修道院の窓から

ラビリンスでの祈りの体験

私たちの生活には年の黙想といわれるものがあり、満 10 日間を静かな祈りの時として過ごします。この度の黙想会は私どもの小金井修道院で過ごしましたが、そこは旧武蔵野の面影をとどめる、高さ 10m を超すような木々もそびえるこんもりとした林の中にあります。かつて幼稚園のあった空き地にラビリンスといわれる場所が常設されています。

玉竜でふちどりされた通り道は車いすの方も利用できるように幅も広く、5 周回できる道がある、直径 15m のものです。

ラビリンスという語は迷宮と訳されるようですが、入口から曲がりくねりを進むと迷うことなく終点に到達でき、また戻ってくることができます。

昔から神聖な視察のために巡礼という旅をしましたが、聖地巡礼が困難になってからローマ教会は 7 つの大聖堂を巡礼者のエルサレムと定めたそうです。
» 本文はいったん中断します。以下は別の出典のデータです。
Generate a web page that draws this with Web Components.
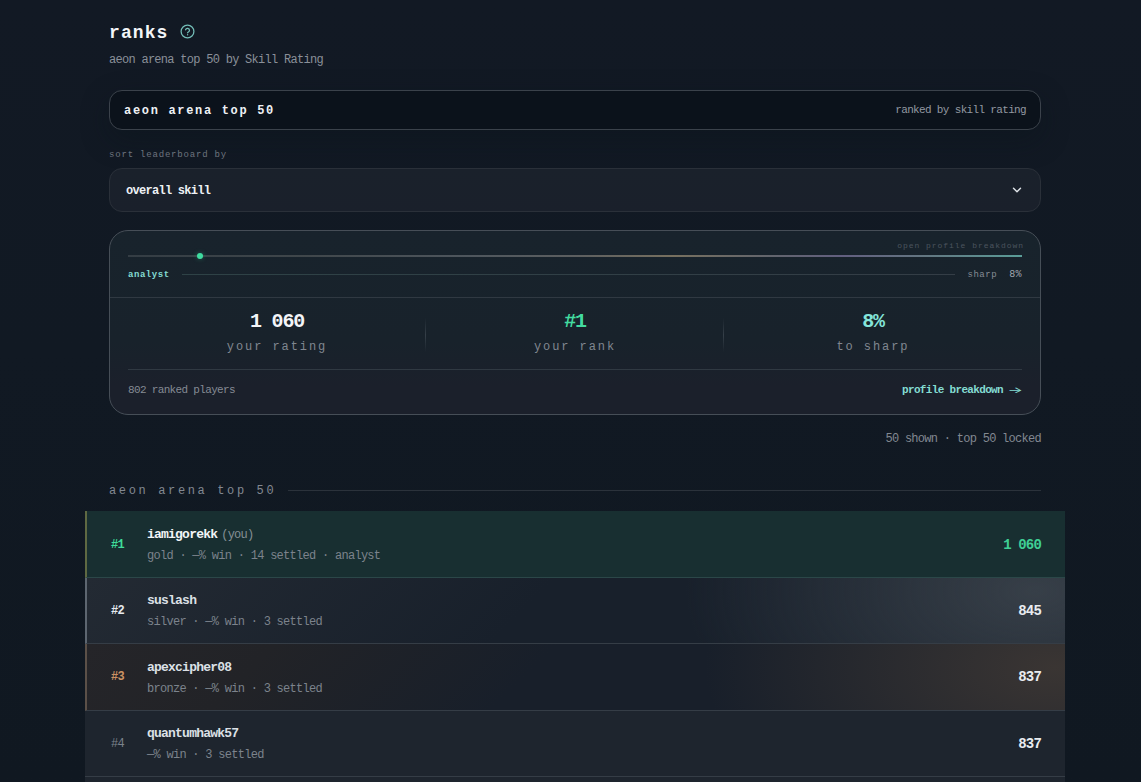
<!DOCTYPE html>
<html lang="en">
<head>
<meta charset="utf-8">
<title>ranks</title>
<style>
    html, body { height: 100%; }
    body {
        margin: 0;
        overflow: hidden;
        background: linear-gradient(180deg, #121924 0%, #111923 45%, #101821 100%);
        font-family: "Liberation Mono", monospace;
        color: #eceff4;
    }
</style>
</head>
<body>
<ranks-page></ranks-page>

<script>
const define = (name, html) => {
    const template = document.createElement('template');
    template.innerHTML = html;
    customElements.define(name, class extends HTMLElement {
        constructor() {
            super();
            this.attachShadow({ mode: 'open' });
            this.shadowRoot.appendChild(template.content.cloneNode(true));
        }
    });
};

// letter-spacing on every text is (tracking - 0.06em), the mono face is tightened to a 0.54em pitch

define('page-header', `
    <style>
        :host { display: block; height: 68px; }
        .title { display: flex; align-items: center; gap: 12px; height: 23px; }
        h1 { margin: 0; padding-top: 3px; font-size: 18px; line-height: 23px; letter-spacing: 0.06em; color: #f3f5f8; }
        svg { display: block; }
        p { margin: 5px 0 0; font-size: 12px; line-height: 24px; letter-spacing: -0.06em; color: #8a9099; }
    </style>
    <div class="title">
        <h1><slot name="title"></slot></h1>
        <svg width="15" height="15" viewBox="0 0 15 15" fill="none" stroke="#74beb8" stroke-width="1.25" stroke-linecap="round" stroke-linejoin="round">
            <circle cx="7.5" cy="7.5" r="6.4"/>
            <path d="M5.6 5.8a2 2 0 0 1 3.9.6c0 1.3-1.9 1.6-1.9 2.4"/>
            <path d="M7.6 10.7v.05"/>
        </svg>
    </div>
    <p><slot></slot></p>
`);

define('board-banner', `
    <style>
        :host {
            display: flex; align-items: center; justify-content: space-between;
            box-sizing: border-box; height: 40px; padding: 0 14px;
            border: 1px solid #3b424b; border-radius: 13px;
            background: #0b121b;
            box-shadow: 0 10px 28px rgba(9, 20, 27, 0.35);
        }
        b { padding-top: 2px; font-size: 12px; letter-spacing: 0.14em; color: #eef1f5; }
        span { font-size: 11px; letter-spacing: -0.06em; color: #9298a1; }
    </style>
    <b><slot name="title"></slot></b>
    <span><slot></slot></span>
`);

define('sort-select', `
    <style>
        :host { display: block; margin-top: 18px; }
        label { display: block; font-size: 9px; line-height: 14px; letter-spacing: 0.09em; color: #6d747e; }
        .field {
            display: flex; align-items: center; justify-content: space-between;
            box-sizing: border-box; height: 44px; margin-top: 6px; padding: 0 18px 0 16px;
            border: 1px solid #2a3039; border-radius: 13px;
            background: linear-gradient(180deg, #1a212b, #1a202b);
        }
        b { padding-top: 2px; font-size: 12px; letter-spacing: -0.06em; color: #eef1f5; }
    </style>
    <label><slot name="label"></slot></label>
    <div class="field">
        <b><slot></slot></b>
        <svg width="10" height="8" viewBox="0 0 10 8" fill="none" stroke="#dfe3e8" stroke-width="1.4" stroke-linecap="round" stroke-linejoin="round"><path d="M1.5 2.2 5 5.8 8.5 2.2"/></svg>
    </div>
`);

define('stat-cell', `
    <style>
        :host { display: flex; flex: 1; flex-direction: column; align-items: center; color: #f3f5f8; }
        b { font-size: 20px; line-height: 26px; letter-spacing: -0.06em; }
        span { margin-top: 5px; font-size: 12px; line-height: 14px; letter-spacing: 0.16em; color: #808790; }
    </style>
    <b><slot></slot></b>
    <span><slot name="label"></slot></span>
`);

define('profile-card', `
    <style>
        :host {
            display: block; box-sizing: border-box; height: 185px; margin-top: 18px;
            border: 1px solid #464e57; border-radius: 19px;
            background: linear-gradient(180deg, #18232c 0%, #18222b 60%, #1b202b 85%, #1b202b 100%);
        }
        .progress { box-sizing: border-box; height: 67px; padding: 8px 18px 0; border-bottom: 1px solid #303942; }
        .hint { margin-right: -2px; text-align: right; font-size: 8px; line-height: 14px; letter-spacing: 0.12em; color: #4b545e; }
        .track {
            display: flex; align-items: center; height: 2px; margin-top: 2px;
            background: linear-gradient(90deg, #343d44 0%, #40474b 20%, #4e565d 38%, #5c5f60 50%, #77705f 61%, #62656d 72%, #625f80 80%, #637681 89%, #5a9d98 100%);
        }
        .dot { width: 6px; height: 6px; margin-left: 69px; border-radius: 50%; background: #3fdca0; box-shadow: 0 0 5px rgba(63, 220, 160, 0.35); }
        .tiers { display: flex; align-items: center; height: 14px; margin-top: 10px; font-size: 9px; letter-spacing: 0.06em; }
        .tiers b { padding-top: 1px; color: #84dcd2; }
        .tiers i { flex: 1; height: 1px; margin: 0 12px; background: linear-gradient(90deg, #2e4246, #343d46); }
        .next { padding-top: 1px; color: #858c95; }
        .percent { margin-left: 12px; padding-top: 1px; font-size: 10px; letter-spacing: 0.04em; color: #a1a7ae; }
        .stats { display: flex; align-items: flex-start; box-sizing: border-box; height: 72px; margin: 0 18px; padding-top: 11px; border-bottom: 1px solid #303942; }
        .stats hr { flex: none; width: 1px; height: 34px; margin: 9px 0 0 -1px; border: 0; background: linear-gradient(180deg, transparent, #353f48, transparent); }
        .rank { color: #43dba0; }
        .to-next { color: #84e5da; }
        .foot { display: flex; align-items: center; justify-content: space-between; height: 38px; margin: 1px 18px 0; font-size: 11px; letter-spacing: -0.06em; color: #858b94; }
        .foot b { display: flex; align-items: center; gap: 6px; color: #84dcd2; }
        .arrow { width: 13px; font-family: Inter, sans-serif; font-weight: 500; font-size: 13px; line-height: 10px; letter-spacing: 0; transform: scale(1.25, 0.68); }
    </style>
    <div class="progress">
        <div class="hint">open profile breakdown</div>
        <div class="track"><span class="dot"></span></div>
        <div class="tiers"><b>analyst</b><i></i><span class="next">sharp</span><span class="percent">8%</span></div>
    </div>
    <div class="stats">
        <stat-cell>1 060<span slot="label">your rating</span></stat-cell>
        <hr>
        <stat-cell class="rank">#1<span slot="label">your rank</span></stat-cell>
        <hr>
        <stat-cell class="to-next">8%<span slot="label">to sharp</span></stat-cell>
    </div>
    <div class="foot"><span>802 ranked players</span><b>profile breakdown<span class="arrow">→</span></b></div>
`);

define('section-heading', `
    <style>
        :host { display: flex; align-items: center; gap: 12px; height: 20px; margin-top: 31px; }
        span { padding-top: 2px; font-size: 12px; letter-spacing: 0.22em; color: #828891; }
        i { flex: 1; height: 1px; background: #2b323b; }
    </style>
    <span><slot></slot></span><i></i>
`);

define('rank-row', `
    <style>
        :host {
            display: flex; align-items: center; box-sizing: border-box; height: 66.4px;
            padding: 0 24px 0 26px;
            border-bottom: 1px solid #353d46;
            background: #1e252e;
            --rank: #7b828b;
            --score: #e9ecf0;
        }
        :host([tier]) { padding-left: 24px; border-left: 2px solid transparent; }
        :host([tier="gold"]) { background: #182f31; border-bottom-color: #2b4748; border-left-color: #5f6942; --rank: #3fdc9a; --score: #3fcf95; }
        :host([tier="silver"]) {
            border-left-color: #5d6670; --rank: #e6eaef;
            background: radial-gradient(ellipse 350px 190px at 97% 20%, #373f48, rgba(55, 63, 72, 0)), linear-gradient(135deg, #232a33, #18202b 45%);
        }
        :host([tier="bronze"]) {
            border-left-color: #5b5048; --rank: #cb9263;
            background: radial-gradient(ellipse 350px 190px at 99% 35%, #3a3533, rgba(58, 53, 51, 0)), linear-gradient(135deg, #252529, #222327 18%, #181f2a 45%);
        }
        .rank { width: 36px; padding-top: 1px; font-size: 12px; font-weight: 700; letter-spacing: -0.06em; color: var(--rank); }
        :host(:not([tier])) .rank { font-weight: 400; }
        .who { flex: 1; padding-top: 3px; }
        .name { font-size: 13px; line-height: 20px; letter-spacing: -0.06em; color: #dce0e6; font-weight: 700; }
        :host([tier="gold"]) .name { color: #f2f5f7; }
        ::slotted(small) { margin-left: 4px; font-size: 12px; font-weight: 400; color: #858f95; }
        .meta { margin-top: 2px; font-size: 12px; line-height: 19px; letter-spacing: -0.06em; color: #7c838c; white-space: pre; }
        .score { padding-top: 1px; font-size: 14px; font-weight: 700; letter-spacing: -0.06em; color: var(--score); }
    </style>
    <span class="rank"><slot name="rank"></slot></span>
    <div class="who">
        <div class="name"><slot></slot></div>
        <div class="meta"><slot name="meta"></slot></div>
    </div>
    <span class="score"><slot name="score"></slot></span>
`);

define('ranks-page', `
    <style>
        :host { display: block; box-sizing: border-box; height: 100%; padding: 20px 100px 0 109px; overflow: hidden; }
        .count { margin-top: 14px; text-align: right; font-size: 12px; line-height: 20px; letter-spacing: -0.06em; color: #828891; }
        .rows { height: 270.6px; margin: 11.4px -24px 0; overflow: hidden; }
        page-header { margin-bottom: 2px; }
        .rest { height: 5px; border: 0; }
    </style>
    <page-header><span slot="title">ranks</span>aeon arena top 50 by Skill Rating</page-header>
    <board-banner><span slot="title">aeon arena top 50</span>ranked by skill rating</board-banner>
    <sort-select><span slot="label">sort leaderboard by</span>overall skill</sort-select>
    <profile-card></profile-card>
    <div class="count">50 shown · top 50 locked</div>
    <section-heading>aeon arena top 50</section-heading>
    <div class="rows">
        <rank-row tier="gold"><span slot="rank">#1</span>iamigorekk<small>(you)</small><span slot="meta">gold · —% win · 14 settled · analyst</span><span slot="score">1 060</span></rank-row>
        <rank-row tier="silver"><span slot="rank">#2</span>suslash<span slot="meta">silver · —% win · 3 settled</span><span slot="score">845</span></rank-row>
        <rank-row tier="bronze"><span slot="rank">#3</span>apexcipher08<span slot="meta">bronze · —% win · 3 settled</span><span slot="score">837</span></rank-row>
        <rank-row><span slot="rank">#4</span>quantumhawk57<span slot="meta">—% win · 3 settled</span><span slot="score">837</span></rank-row>
        <rank-row class="rest"></rank-row>
    </div>
`);
</script>
</body>
</html>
巡礼目的地の大聖堂でラビリンスに歩み入ることは、身体的な旅を終えて天の都の霊的な領域に入ることを象徴する儀式になり、ラビリンスの中心は新エルサレムと呼ばれたのだそうです。

現在はシャルトルの大聖堂に行くと、床にはタイルの大ラビリンスが描かれているのだが、イス席の下に隠れた状態になっていて人々は気が付かないそうです。

ラビリンスは祈りの道具とも考えられます。ラビリンスで身体を動かすことは心を静めるのに役立ち、神聖なるものとの交わりの体験になり、変容に役立つ道具ともいわれます。

私も自分の内に問い続けていることについて焦点を当てて毎日歩き祈っていました。歩くたびに違った意識を得ることができたり、違った内面への問いかけを感じることができたり自分の祈りの助けになったと感じました。

黙想会の終わりに、小金井修道院のある姉妹にラビリンス体験を分かち合ったとき、「それで、あなたの最後の想いはどうなったの?」と問われて、「こうこう・・・よ」と答えると「それは、神様からのものだ!」と思いがけず力強い宣言をいただきました。私も軽い心持ちになって戻ってきました。